Find the string "index" in the listing and report every line that has it.
+ + + + + + +
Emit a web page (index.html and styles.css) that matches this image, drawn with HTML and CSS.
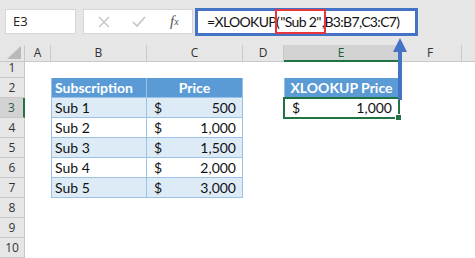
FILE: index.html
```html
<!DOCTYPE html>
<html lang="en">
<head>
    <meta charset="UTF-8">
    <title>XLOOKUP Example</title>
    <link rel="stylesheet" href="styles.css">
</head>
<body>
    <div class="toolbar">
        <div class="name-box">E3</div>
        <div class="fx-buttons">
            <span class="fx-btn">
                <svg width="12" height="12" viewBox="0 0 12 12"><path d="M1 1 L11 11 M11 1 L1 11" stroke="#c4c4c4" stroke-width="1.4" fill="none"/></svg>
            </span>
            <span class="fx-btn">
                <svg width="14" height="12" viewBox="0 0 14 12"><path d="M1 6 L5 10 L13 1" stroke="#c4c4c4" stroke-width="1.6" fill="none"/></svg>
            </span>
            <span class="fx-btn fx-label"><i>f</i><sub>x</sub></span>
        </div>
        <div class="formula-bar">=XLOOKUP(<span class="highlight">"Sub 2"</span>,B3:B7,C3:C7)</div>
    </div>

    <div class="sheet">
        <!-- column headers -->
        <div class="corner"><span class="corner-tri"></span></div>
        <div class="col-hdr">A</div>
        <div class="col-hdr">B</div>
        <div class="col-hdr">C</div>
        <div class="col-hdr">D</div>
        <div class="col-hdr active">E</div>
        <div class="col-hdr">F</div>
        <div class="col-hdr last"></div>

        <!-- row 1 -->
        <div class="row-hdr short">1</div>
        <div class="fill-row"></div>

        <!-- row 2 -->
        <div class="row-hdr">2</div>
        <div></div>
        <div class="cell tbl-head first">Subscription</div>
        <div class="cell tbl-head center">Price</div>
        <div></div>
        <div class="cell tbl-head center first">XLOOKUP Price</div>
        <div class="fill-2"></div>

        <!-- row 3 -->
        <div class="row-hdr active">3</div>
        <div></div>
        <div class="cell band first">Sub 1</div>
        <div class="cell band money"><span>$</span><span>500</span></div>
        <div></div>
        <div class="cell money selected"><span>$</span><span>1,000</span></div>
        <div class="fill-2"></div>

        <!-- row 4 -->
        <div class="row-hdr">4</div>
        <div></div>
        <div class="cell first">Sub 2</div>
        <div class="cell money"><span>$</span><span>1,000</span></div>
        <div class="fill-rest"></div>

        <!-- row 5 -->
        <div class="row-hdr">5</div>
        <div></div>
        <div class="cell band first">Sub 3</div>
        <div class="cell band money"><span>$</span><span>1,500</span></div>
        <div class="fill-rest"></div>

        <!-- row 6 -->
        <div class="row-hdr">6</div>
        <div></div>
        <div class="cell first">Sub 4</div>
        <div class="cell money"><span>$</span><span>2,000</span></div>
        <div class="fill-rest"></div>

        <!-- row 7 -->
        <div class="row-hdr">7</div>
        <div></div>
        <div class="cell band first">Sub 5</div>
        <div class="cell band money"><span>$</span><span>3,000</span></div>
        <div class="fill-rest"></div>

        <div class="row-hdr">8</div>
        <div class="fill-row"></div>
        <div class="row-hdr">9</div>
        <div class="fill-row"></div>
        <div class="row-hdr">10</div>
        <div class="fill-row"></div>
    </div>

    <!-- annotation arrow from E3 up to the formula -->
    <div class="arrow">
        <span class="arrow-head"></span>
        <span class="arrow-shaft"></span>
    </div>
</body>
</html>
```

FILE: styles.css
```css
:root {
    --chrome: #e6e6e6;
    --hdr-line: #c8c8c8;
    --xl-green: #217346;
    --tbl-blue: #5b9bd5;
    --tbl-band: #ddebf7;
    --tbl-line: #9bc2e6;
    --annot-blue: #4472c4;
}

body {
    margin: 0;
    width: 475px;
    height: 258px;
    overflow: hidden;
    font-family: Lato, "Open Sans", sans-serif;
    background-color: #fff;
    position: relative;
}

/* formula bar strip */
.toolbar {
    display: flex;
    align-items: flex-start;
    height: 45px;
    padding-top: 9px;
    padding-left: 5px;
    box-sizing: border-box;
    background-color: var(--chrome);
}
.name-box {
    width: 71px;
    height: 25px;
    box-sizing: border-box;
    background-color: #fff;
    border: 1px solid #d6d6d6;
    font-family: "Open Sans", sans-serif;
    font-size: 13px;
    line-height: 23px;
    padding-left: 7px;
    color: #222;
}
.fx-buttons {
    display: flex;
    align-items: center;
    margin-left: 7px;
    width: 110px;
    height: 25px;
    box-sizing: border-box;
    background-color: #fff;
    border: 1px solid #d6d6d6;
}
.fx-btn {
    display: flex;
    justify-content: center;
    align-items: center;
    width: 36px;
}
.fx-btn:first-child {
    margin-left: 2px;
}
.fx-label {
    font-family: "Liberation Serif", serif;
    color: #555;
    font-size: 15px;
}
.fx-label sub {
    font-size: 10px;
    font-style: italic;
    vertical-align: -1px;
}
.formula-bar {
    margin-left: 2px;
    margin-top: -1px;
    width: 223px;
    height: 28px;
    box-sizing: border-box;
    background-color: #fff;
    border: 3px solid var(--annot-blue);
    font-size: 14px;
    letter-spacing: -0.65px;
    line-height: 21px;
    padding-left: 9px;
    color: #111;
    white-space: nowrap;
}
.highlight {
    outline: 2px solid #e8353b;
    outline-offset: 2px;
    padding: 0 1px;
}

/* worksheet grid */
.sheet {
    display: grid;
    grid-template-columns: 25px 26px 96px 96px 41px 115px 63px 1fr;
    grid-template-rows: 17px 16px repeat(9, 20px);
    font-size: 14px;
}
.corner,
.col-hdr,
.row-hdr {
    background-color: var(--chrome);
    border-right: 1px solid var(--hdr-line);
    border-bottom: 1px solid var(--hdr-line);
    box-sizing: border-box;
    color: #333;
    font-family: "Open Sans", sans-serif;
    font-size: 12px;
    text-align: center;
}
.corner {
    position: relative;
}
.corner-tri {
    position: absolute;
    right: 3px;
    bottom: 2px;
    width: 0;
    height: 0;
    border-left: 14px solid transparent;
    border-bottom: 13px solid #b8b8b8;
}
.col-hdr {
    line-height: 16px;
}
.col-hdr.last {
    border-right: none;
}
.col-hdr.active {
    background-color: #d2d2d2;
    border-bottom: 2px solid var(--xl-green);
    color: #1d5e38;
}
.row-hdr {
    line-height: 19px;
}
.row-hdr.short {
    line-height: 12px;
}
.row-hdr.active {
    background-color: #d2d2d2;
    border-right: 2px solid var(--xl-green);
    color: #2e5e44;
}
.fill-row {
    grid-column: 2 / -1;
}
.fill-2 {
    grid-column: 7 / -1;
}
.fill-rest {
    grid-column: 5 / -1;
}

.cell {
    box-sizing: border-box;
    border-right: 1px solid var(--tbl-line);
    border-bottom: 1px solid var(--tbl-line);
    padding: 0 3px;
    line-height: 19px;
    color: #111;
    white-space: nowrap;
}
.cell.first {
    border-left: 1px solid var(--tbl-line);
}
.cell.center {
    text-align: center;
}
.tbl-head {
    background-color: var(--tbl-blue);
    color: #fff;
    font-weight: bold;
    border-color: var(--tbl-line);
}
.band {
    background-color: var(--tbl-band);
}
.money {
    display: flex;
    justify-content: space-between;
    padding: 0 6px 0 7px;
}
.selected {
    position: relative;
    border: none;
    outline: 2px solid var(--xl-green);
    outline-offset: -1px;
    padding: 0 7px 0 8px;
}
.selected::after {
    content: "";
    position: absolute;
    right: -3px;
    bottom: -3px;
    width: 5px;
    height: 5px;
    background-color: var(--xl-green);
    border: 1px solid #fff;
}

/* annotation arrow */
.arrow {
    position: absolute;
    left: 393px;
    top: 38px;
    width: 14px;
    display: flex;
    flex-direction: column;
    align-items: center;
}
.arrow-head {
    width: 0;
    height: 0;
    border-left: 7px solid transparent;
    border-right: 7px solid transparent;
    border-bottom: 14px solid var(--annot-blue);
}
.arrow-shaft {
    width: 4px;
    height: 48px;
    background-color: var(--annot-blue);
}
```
+ + + + + + +
TASK ANSWER:
Emit a web page (index.html and styles.css) that matches this image, drawn with HTML and CSS.
FILE: index.html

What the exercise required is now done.